Besides poisonous ingredients, there are at least two manufacturing mistakes that can lead to a poisonous batch of moonshine.

  • It usually takes two or three passes through the still to remove all the impurities from the alcohol. One pass may not be enough to create a safe batch.
  • If the still is too hot, more than alcohol can boil off and ultimately condense — meaning more than alcohol makes it into the finished product.

If the moonshiner is careless, either of these problems can result in a poisonous drink.

The History of Moonshine
The Blue Blazes whiskey still at Catoctin Mountain, Maryland, was a large commercial operation. More than 25,000 gallons of mash were found in 13 2,000-gallon vats when the operation was raided in July 1929.
 
The Blue Blazes whiskey still at Catoctin Mountain, Maryland, was a large commercial operation. More than 25,000 gallons of mash were found in 13 2,000-gallon vats when the operation was raided in July 1929.
Photo courtesy National Parks Service

There has to be a good reason to go to all the trouble of making moonshine. Actually, there have been several reasons, but they all boil down to one thing: government control of the alcohol trade.

Moonshining began very early in American history. Shortly after the Revolution, the United States found itself struggling to pay for the expense of fighting a long war. The solution was to place a federal tax on liquors and spirits. The American people, who had just fought a war to get out from under oppressive British taxes (among other purposes), were not particularly pleased. So they decided to just keep on making their own whisky, completely ignoring the federal tax.

For these early moonshiners, making and selling alcohol wasn’t a hobby or a way to make extra cash — it was how they survived. Farmers could survive a bad year by turning their corn into profitable whisky, and the extra income made a harsh frontier existence almost bearable. To them, paying the tax meant they wouldn’t be able to feed their families. Federal agents (called “Revenuers“) were attacked when they came around to collect the tax, and several were tarred and feathered.

All this resentment finally exploded in 1794, when several hundred angry citizens took over the city Pittsburgh, Pennsylvania. President George Washington called for a gathering of militiamen under federal authority. Thirteen-thousand troops dispersed the mob and captured its leaders. This Whisky Rebellion was the first major test of federal authority for the young government.

Despite the failure of the rebellion, moonshining continued throughout the United States, especially in Kentucky, Virginia, the Carolinas and other southern states. Excise taxes on alcohol didn’t go away, so moonshiners always had incentive to avoid the law. Gun fights between moonshiners and revenuers became the stuff of legend.

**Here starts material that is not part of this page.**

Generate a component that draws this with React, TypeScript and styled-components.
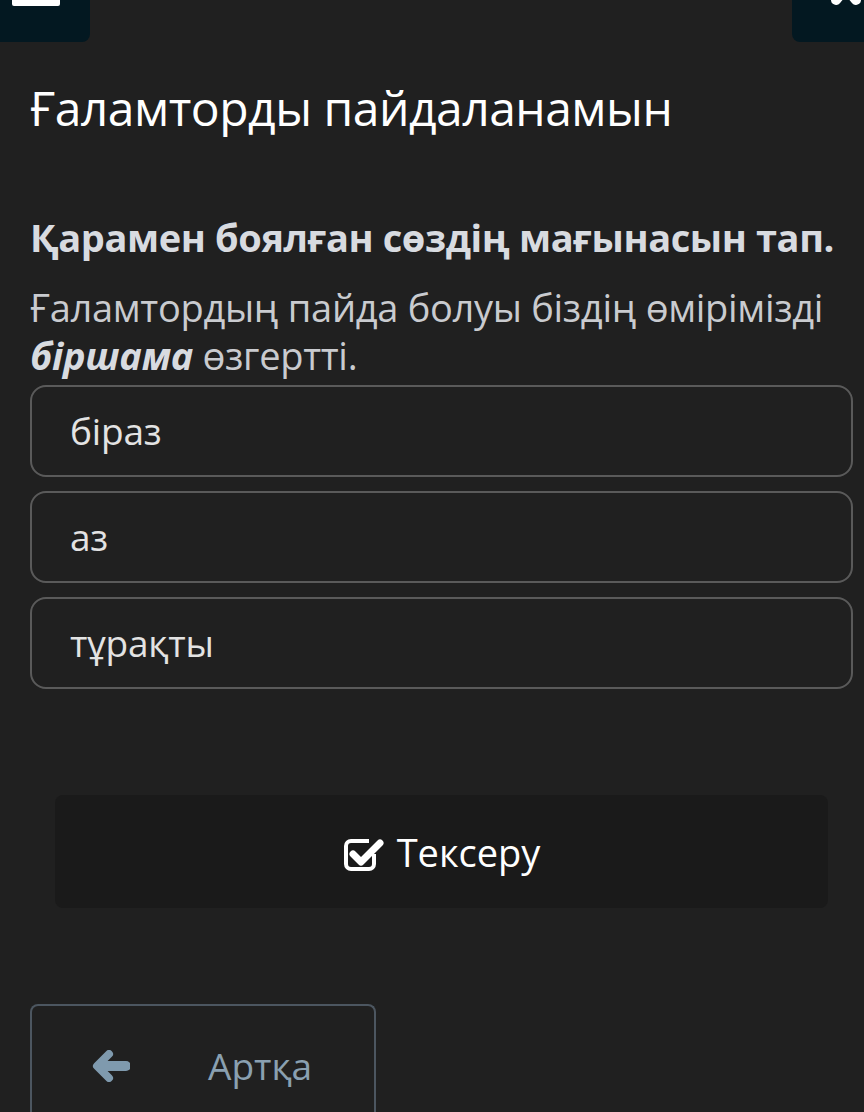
import React from "react";
import styled, { createGlobalStyle } from "styled-components";

const Global = createGlobalStyle`
  html, body { margin: 0; padding: 0; background: #202020; }
  body { font-family: "Open Sans", "Noto Sans", sans-serif; }
  #root { min-height: 1112px; }
`;

const Page = styled.div`
  width: 864px;
  height: 1112px;
  overflow: hidden;
  background: #202020;
  display: flex;
  flex-direction: column;
  & > * { flex-shrink: 0; }
`;

const TopBar = styled.div`
  display: flex;
  justify-content: space-between;
  height: 42px;
`;

const NavButton = styled.div<{ $side: "left" | "right" }>`
  position: relative;
  width: ${(p) => (p.$side === "left" ? "90px" : "72px")};
  height: 42px;
  background: #031821;
  border-radius: ${(p) => (p.$side === "left" ? "0 0 8px 0" : "0 0 0 8px")};
  overflow: hidden;
`;

const MenuBar = styled.div`
  position: absolute;
  left: 12px;
  top: -4px;
  width: 48px;
  height: 10px;
  border-radius: 2px;
  background: #ffffff;
`;

const CloseIcon = styled.svg`
  position: absolute;
  left: 32px;
  top: -30px;
`;

const Title = styled.h1`
  margin: 38px 0 0 30px;
  font-weight: 400;
  font-size: 48px;
  line-height: 56px;
  color: #ffffff;
  letter-spacing: -0.5px;
`;

const Content = styled.div`
  padding: 0 30px;
  display: flex;
  flex-direction: column;
`;

const Question = styled.div`
  margin-top: 77px;
  font-weight: 700;
  font-size: 38px;
  line-height: 48px;
  color: #d8dbe0;
  letter-spacing: -0.4px;
  white-space: nowrap;
`;

const Sentence = styled.div`
  margin-top: 22px;
  font-size: 38px;
  line-height: 48px;
  color: #c9cbcf;
  letter-spacing: -0.3px;
  b {
    font-style: italic;
    font-weight: 700;
    color: #d8dbe0;
  }
`;

const Options = styled.div`
  margin-top: 6px;
  display: flex;
  flex-direction: column;
  gap: 14px;
`;

const Option = styled.div`
  width: 823px;
  height: 92px;
  box-sizing: border-box;
  border: 2px solid #5a5a5a;
  border-radius: 16px;
  display: flex;
  align-items: center;
  padding: 0 0 2px 38px;
  font-size: 37px;
  color: #e3e3e3;
  letter-spacing: -0.2px;
`;

const CheckButton = styled.div`
  margin: 106px 0 0 55px;
  width: 773px;
  height: 113px;
  border-radius: 8px;
  background: #1a1a1a;
  display: flex;
  align-items: center;
  justify-content: center;
  gap: 12px;
  color: #ffffff;
  font-size: 38px;
  box-sizing: border-box;
`;

const CheckIcon = styled.svg`
  margin-top: 4px;
`;

const BackButton = styled.div`
  margin: 96px 0 0 30px;
  width: 346px;
  height: 130px;
  border: 2px solid #4c5660;
  border-bottom: none;
  border-radius: 8px 8px 0 0;
  box-sizing: border-box;
  display: flex;
  align-items: flex-start;
  padding-top: 34px;
  color: #8aa0b1;
  font-size: 37px;
`;

const BackArrow = styled.svg`
  margin: 10px 0 0 60px;
`;

const BackLabel = styled.span`
  margin-left: 78px;
`;

export default function App() {
  return (
    <Page>
      <Global />
      <TopBar>
        <NavButton $side="left">
          <MenuBar />
        </NavButton>
        <NavButton $side="right">
          <CloseIcon width="44" height="38" viewBox="0 0 44 38">
            <path
              d="M12 6 L22 18 L32 6 M12 30 L22 18 L32 30"
              stroke="#fff"
              strokeWidth="10"
              strokeLinecap="round"
              fill="none"
            />
          </CloseIcon>
        </NavButton>
      </TopBar>
      <Title>Ғаламторды пайдаланамын</Title>
      <Content>
        <Question>Қарамен боялған сөздің мағынасын тап.</Question>
        <Sentence>
          Ғаламтордың пайда болуы біздің өмірімізді <b>біршама</b> өзгертті.
        </Sentence>
        <Options>
          <Option>біраз</Option>
          <Option>аз</Option>
          <Option>тұрақты</Option>
        </Options>
      </Content>
      <CheckButton>
        <CheckIcon width="42" height="38" viewBox="0 0 42 38">
          <path
            d="M31 19 V29 A5 5 0 0 1 26 34 H8 A5 5 0 0 1 3 29 V11 A5 5 0 0 1 8 6 H26"
            fill="none"
            stroke="#fff"
            strokeWidth="4"
          />
          <path d="M10 19 L18 27 L37 8" stroke="#fff" strokeWidth="7" strokeLinecap="round" strokeLinejoin="round" fill="none" />
        </CheckIcon>
        <span>Тексеру</span>
      </CheckButton>
      <BackButton>
        <BackArrow width="38" height="32" viewBox="0 0 38 32">
          <path d="M17 4 L5 16 L17 28" stroke="#7f9aae" strokeWidth="8" strokeLinecap="round" strokeLinejoin="round" fill="none" />
          <path d="M8 16 L34 16" stroke="#7f9aae" strokeWidth="10" strokeLinecap="round" fill="none" />
        </BackArrow>
        <BackLabel>Артқа</BackLabel>
      </BackButton>
    </Page>
  );
}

These battles escalated in the 1860s as the government tried to collect on the excise tax to fund the Civil War. Moonshiners and Ku Klux Klansmen joined forces, and many pitched battles were fought. The tactics of the moonshiners grew more desperate and brutal, intimidating locals who might give away the locations of stills and attacking IRS officials and their families. The tide of public sentiment began to turn against the moonshiners. The temperance movement, which sought to ban alcohol, gathered steam as the United States headed into the 20th century.

In the early 1900s, states began passing laws that banned alcohol sales and consumption. In 1920, nationwide Prohibition went into effect. It was the greatest thing the moonshiners could have asked for.

Suddenly, there was no legal alcohol available. The demand for moonshine shot up like a rocket. Moonshiners couldn’t keep up with the demand, which led to cheaper, sugar-based moonshine, as well as watered-down moonshine. The distillers would do anything to increase their profit. Organized crime blossomed as speakeasies opened in every city — these secret saloons had hidden doors, passwords and escape routes in case the “Feds” ever showed up to conduct a raid.

When Prohibition was repealed in 1933, the market for moonshine grew thin. Although moonshine continued to be a problem for federal authorities into the 1960s and ’70s, today, very few illegal alcohol cases are heard in the courts. Large commercial distilleries can buy raw materials on such a large scale that, even with the taxes they must pay, their products aren’t too much more expensive than moonshine. While some counties in the south and midwest United States remained “dry” (alcohol-free) for decades after the end of national Prohibition, even those localized liquor bans have, for the most part, faded away. That leaves consumers of alcohol little reason to seek out moonshine other than the temptation of buying and drinking something that’s “forbidden” and the flouting of government authority. The desire to flout government authority is one of the reasons moonshining exists in the first place.

The Wrong Side of the Law

Despite all that has changed about moonshining in the last 200 years, one thing remains the same — it is illegal. You might be wondering about homebrewed beer and amateur winemaking — these activities were made legal in the 1970s, but they can only be done in small quantities (if you’re supplying half the bars in the city with your “homebrew,” the government is probably going to get suspicious). Homebrewing is a different activity from distilling alcohol, and distilling is definitely illegal in any amount. The reason distilling at home is illegal is because it’s too easy to make a mistake and create a harmful product. Permits and licenses are required so that the government can make sure the alcohol being produced is safe. Plus, the Feds want to get their tax money.

However, moonshiners are rarely arrested or charged with making illegal liquor. The real charges come from tax evasion. A new federal push to crack down on moonshiners has also started using money laundering charges against moonshiners and their suppliers. A money-laundering conviction can lead to a prison term of 15 years, as opposed to five years for moonshining. Many moonshiners have their property seized by the government when they are caught, because tax evasion and moonshining convictions also result in heavy fines. The property is seized to make sure the fines can be paid.